AKA GOKUDO KUROSHAKAI

Japan

ON DUAL FORMAT BLU-RAY AND DVD: 16TH JAN, from ARROW VIDEO in their BLACK SOCIETY TRILOGY SET

RUNNING TIME: 96 min

REVIEWED BY: Dr Lenera, Official HCF Critic

 

Yuuji is fired from the yakuza syndicate ran by his brother, but soon finds work in Taiwan for another boss as a pay-per-hit assassin, killing members of other syndicates. His life starts to become more complicated when a woman he slept with several years ago turns up out of the blue to drop their son off at his house, somebody whom he didn’t know even existed. The boy, who is mute, begins to follow him around, but Yuuji isn’t interested in him and is just intent on doing his job. However, Yuuji’s next target happens to be a lawyer with ties to his brother’s syndicate….

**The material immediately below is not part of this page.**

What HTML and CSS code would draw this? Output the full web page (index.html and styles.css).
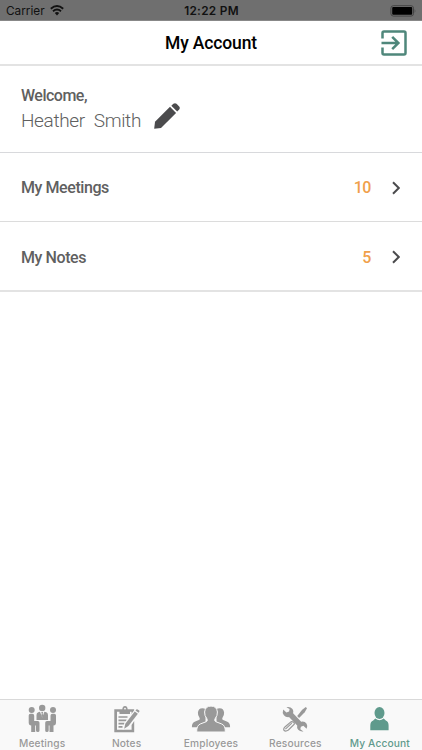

After Shinjuku Triad Society, I expected something very similar with this second instalment of Takashi Miike’s Black Society Trilogy, films which don’t seem to be very related but which do share certain themes. In fact Rainy Dog, while still set in the gangster world, is quite a different piece, a much more sedate and even melancholy work in which the constant rain mirrors the central character’s feelings. The basic premise is a well worn one and there are distinct elements of Leon [there’s even a scene where the two principal characters are walking down a road which is staged and shot in almost exactly the same way as a similar scene in the Luc Besson masterpiece] and Takeshi Kitano’s Kikujiro in this film, but this kind of story almost always engages and provokes a strong emotional response in the viewer, and it certainly does in the case of Rainy Dog, which might be lacking in much of the craziness and over the top violence which Miike’s is mostly known for, but which as a piece of filmmaking is – at least to my eyes – a considerable advance on Shinjuku Triad Society.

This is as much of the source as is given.